→ **Set exercise**: Output the lines that follow exactly as they are.
## begin Dataset content
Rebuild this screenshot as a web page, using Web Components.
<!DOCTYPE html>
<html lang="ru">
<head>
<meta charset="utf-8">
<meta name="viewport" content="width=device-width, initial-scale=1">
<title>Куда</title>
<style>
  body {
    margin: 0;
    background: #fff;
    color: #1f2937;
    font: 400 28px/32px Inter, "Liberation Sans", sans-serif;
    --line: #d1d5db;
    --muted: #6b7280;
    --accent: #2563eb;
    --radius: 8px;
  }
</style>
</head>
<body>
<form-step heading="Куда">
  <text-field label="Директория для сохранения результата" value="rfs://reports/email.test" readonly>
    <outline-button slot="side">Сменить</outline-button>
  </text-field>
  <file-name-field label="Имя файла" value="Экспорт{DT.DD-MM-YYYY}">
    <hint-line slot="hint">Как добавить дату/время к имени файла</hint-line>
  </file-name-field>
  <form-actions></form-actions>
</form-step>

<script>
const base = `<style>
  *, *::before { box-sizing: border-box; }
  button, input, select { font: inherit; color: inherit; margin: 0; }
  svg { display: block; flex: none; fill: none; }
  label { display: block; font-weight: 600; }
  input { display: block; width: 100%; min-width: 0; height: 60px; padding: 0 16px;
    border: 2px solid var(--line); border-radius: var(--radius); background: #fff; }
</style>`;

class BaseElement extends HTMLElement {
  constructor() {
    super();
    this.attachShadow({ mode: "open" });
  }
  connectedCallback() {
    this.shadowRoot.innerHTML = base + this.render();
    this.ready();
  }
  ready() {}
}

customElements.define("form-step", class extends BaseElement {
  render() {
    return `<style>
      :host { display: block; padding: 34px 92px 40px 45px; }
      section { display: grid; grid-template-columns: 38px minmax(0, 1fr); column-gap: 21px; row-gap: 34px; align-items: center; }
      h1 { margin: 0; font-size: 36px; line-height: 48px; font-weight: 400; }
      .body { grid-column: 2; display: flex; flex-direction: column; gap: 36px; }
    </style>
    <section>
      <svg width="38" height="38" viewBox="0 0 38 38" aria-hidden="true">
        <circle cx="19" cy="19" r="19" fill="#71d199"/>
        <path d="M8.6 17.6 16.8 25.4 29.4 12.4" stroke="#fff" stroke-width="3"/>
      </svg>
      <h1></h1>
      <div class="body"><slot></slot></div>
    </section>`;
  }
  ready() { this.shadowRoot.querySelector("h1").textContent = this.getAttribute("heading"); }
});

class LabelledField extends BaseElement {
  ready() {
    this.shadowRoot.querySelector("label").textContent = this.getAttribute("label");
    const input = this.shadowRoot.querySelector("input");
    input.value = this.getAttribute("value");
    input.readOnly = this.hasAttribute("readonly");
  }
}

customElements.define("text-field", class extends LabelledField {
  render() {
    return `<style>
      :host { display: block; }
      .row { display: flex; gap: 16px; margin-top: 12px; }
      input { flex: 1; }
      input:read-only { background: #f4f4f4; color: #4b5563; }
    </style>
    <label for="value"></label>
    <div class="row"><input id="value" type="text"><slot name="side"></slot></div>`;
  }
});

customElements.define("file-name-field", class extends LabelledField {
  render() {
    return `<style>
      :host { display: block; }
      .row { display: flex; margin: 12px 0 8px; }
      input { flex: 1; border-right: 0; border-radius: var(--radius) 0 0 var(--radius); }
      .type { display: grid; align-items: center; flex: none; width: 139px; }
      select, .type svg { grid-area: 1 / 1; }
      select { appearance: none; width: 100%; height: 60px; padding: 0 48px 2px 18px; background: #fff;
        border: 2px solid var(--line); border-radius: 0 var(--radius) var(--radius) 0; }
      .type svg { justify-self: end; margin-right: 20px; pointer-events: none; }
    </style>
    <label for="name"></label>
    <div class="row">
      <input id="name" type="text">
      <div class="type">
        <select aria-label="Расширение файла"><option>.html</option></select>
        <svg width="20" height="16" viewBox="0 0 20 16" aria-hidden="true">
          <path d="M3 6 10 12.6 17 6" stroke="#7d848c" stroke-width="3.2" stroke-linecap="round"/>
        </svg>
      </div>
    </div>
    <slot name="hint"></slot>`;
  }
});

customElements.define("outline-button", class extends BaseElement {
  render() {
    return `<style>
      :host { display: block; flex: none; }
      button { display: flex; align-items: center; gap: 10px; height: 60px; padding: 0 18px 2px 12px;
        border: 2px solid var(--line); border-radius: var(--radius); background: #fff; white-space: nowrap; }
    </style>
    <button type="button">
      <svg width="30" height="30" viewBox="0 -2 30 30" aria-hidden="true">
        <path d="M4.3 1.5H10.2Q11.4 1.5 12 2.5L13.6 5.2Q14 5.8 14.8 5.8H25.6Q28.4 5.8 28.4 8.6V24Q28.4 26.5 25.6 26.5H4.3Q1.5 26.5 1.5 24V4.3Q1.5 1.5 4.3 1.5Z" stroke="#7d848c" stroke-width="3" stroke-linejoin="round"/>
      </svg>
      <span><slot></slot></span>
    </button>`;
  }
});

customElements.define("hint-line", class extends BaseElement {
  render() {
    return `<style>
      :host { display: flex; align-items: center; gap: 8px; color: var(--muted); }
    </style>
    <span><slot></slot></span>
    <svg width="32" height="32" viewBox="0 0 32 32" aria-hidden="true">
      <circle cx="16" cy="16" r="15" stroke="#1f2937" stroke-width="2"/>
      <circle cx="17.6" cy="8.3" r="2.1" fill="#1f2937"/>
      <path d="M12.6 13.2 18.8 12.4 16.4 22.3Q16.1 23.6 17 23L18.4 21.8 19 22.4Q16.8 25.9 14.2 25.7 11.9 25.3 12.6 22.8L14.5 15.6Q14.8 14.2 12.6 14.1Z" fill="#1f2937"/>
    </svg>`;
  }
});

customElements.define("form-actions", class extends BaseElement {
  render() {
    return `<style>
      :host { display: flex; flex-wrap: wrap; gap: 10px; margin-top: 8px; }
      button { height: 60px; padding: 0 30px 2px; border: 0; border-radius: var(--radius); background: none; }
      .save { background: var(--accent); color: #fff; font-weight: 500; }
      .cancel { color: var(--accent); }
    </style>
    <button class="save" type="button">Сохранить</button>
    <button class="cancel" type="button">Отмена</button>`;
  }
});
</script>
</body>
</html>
## end Dataset content
→ **Task response**:
Rebuild this screenshot as a web page, using Web Components.
<!DOCTYPE html>
<html lang="ru">
<head>
<meta charset="utf-8">
<meta name="viewport" content="width=device-width, initial-scale=1">
<title>Куда</title>
<style>
  body {
    margin: 0;
    background: #fff;
    color: #1f2937;
    font: 400 28px/32px Inter, "Liberation Sans", sans-serif;
    --line: #d1d5db;
    --muted: #6b7280;
    --accent: #2563eb;
    --radius: 8px;
  }
</style>
</head>
<body>
<form-step heading="Куда">
  <text-field label="Директория для сохранения результата" value="rfs://reports/email.test" readonly>
    <outline-button slot="side">Сменить</outline-button>
  </text-field>
  <file-name-field label="Имя файла" value="Экспорт{DT.DD-MM-YYYY}">
    <hint-line slot="hint">Как добавить дату/время к имени файла</hint-line>
  </file-name-field>
  <form-actions></form-actions>
</form-step>

<script>
const base = `<style>
  *, *::before { box-sizing: border-box; }
  button, input, select { font: inherit; color: inherit; margin: 0; }
  svg { display: block; flex: none; fill: none; }
  label { display: block; font-weight: 600; }
  input { display: block; width: 100%; min-width: 0; height: 60px; padding: 0 16px;
    border: 2px solid var(--line); border-radius: var(--radius); background: #fff; }
</style>`;

class BaseElement extends HTMLElement {
  constructor() {
    super();
    this.attachShadow({ mode: "open" });
  }
  connectedCallback() {
    this.shadowRoot.innerHTML = base + this.render();
    this.ready();
  }
  ready() {}
}

customElements.define("form-step", class extends BaseElement {
  render() {
    return `<style>
      :host { display: block; padding: 34px 92px 40px 45px; }
      section { display: grid; grid-template-columns: 38px minmax(0, 1fr); column-gap: 21px; row-gap: 34px; align-items: center; }
      h1 { margin: 0; font-size: 36px; line-height: 48px; font-weight: 400; }
      .body { grid-column: 2; display: flex; flex-direction: column; gap: 36px; }
    </style>
    <section>
      <svg width="38" height="38" viewBox="0 0 38 38" aria-hidden="true">
        <circle cx="19" cy="19" r="19" fill="#71d199"/>
        <path d="M8.6 17.6 16.8 25.4 29.4 12.4" stroke="#fff" stroke-width="3"/>
      </svg>
      <h1></h1>
      <div class="body"><slot></slot></div>
    </section>`;
  }
  ready() { this.shadowRoot.querySelector("h1").textContent = this.getAttribute("heading"); }
});

class LabelledField extends BaseElement {
  ready() {
    this.shadowRoot.querySelector("label").textContent = this.getAttribute("label");
    const input = this.shadowRoot.querySelector("input");
    input.value = this.getAttribute("value");
    input.readOnly = this.hasAttribute("readonly");
  }
}

customElements.define("text-field", class extends LabelledField {
  render() {
    return `<style>
      :host { display: block; }
      .row { display: flex; gap: 16px; margin-top: 12px; }
      input { flex: 1; }
      input:read-only { background: #f4f4f4; color: #4b5563; }
    </style>
    <label for="value"></label>
    <div class="row"><input id="value" type="text"><slot name="side"></slot></div>`;
  }
});

customElements.define("file-name-field", class extends LabelledField {
  render() {
    return `<style>
      :host { display: block; }
      .row { display: flex; margin: 12px 0 8px; }
      input { flex: 1; border-right: 0; border-radius: var(--radius) 0 0 var(--radius); }
      .type { display: grid; align-items: center; flex: none; width: 139px; }
      select, .type svg { grid-area: 1 / 1; }
      select { appearance: none; width: 100%; height: 60px; padding: 0 48px 2px 18px; background: #fff;
        border: 2px solid var(--line); border-radius: 0 var(--radius) var(--radius) 0; }
      .type svg { justify-self: end; margin-right: 20px; pointer-events: none; }
    </style>
    <label for="name"></label>
    <div class="row">
      <input id="name" type="text">
      <div class="type">
        <select aria-label="Расширение файла"><option>.html</option></select>
        <svg width="20" height="16" viewBox="0 0 20 16" aria-hidden="true">
          <path d="M3 6 10 12.6 17 6" stroke="#7d848c" stroke-width="3.2" stroke-linecap="round"/>
        </svg>
      </div>
    </div>
    <slot name="hint"></slot>`;
  }
});

customElements.define("outline-button", class extends BaseElement {
  render() {
    return `<style>
      :host { display: block; flex: none; }
      button { display: flex; align-items: center; gap: 10px; height: 60px; padding: 0 18px 2px 12px;
        border: 2px solid var(--line); border-radius: var(--radius); background: #fff; white-space: nowrap; }
    </style>
    <button type="button">
      <svg width="30" height="30" viewBox="0 -2 30 30" aria-hidden="true">
        <path d="M4.3 1.5H10.2Q11.4 1.5 12 2.5L13.6 5.2Q14 5.8 14.8 5.8H25.6Q28.4 5.8 28.4 8.6V24Q28.4 26.5 25.6 26.5H4.3Q1.5 26.5 1.5 24V4.3Q1.5 1.5 4.3 1.5Z" stroke="#7d848c" stroke-width="3" stroke-linejoin="round"/>
      </svg>
      <span><slot></slot></span>
    </button>`;
  }
});

customElements.define("hint-line", class extends BaseElement {
  render() {
    return `<style>
      :host { display: flex; align-items: center; gap: 8px; color: var(--muted); }
    </style>
    <span><slot></slot></span>
    <svg width="32" height="32" viewBox="0 0 32 32" aria-hidden="true">
      <circle cx="16" cy="16" r="15" stroke="#1f2937" stroke-width="2"/>
      <circle cx="17.6" cy="8.3" r="2.1" fill="#1f2937"/>
      <path d="M12.6 13.2 18.8 12.4 16.4 22.3Q16.1 23.6 17 23L18.4 21.8 19 22.4Q16.8 25.9 14.2 25.7 11.9 25.3 12.6 22.8L14.5 15.6Q14.8 14.2 12.6 14.1Z" fill="#1f2937"/>
    </svg>`;
  }
});

customElements.define("form-actions", class extends BaseElement {
  render() {
    return `<style>
      :host { display: flex; flex-wrap: wrap; gap: 10px; margin-top: 8px; }
      button { height: 60px; padding: 0 30px 2px; border: 0; border-radius: var(--radius); background: none; }
      .save { background: var(--accent); color: #fff; font-weight: 500; }
      .cancel { color: var(--accent); }
    </style>
    <button class="save" type="button">Сохранить</button>
    <button class="cancel" type="button">Отмена</button>`;
  }
});
</script>
</body>
</html>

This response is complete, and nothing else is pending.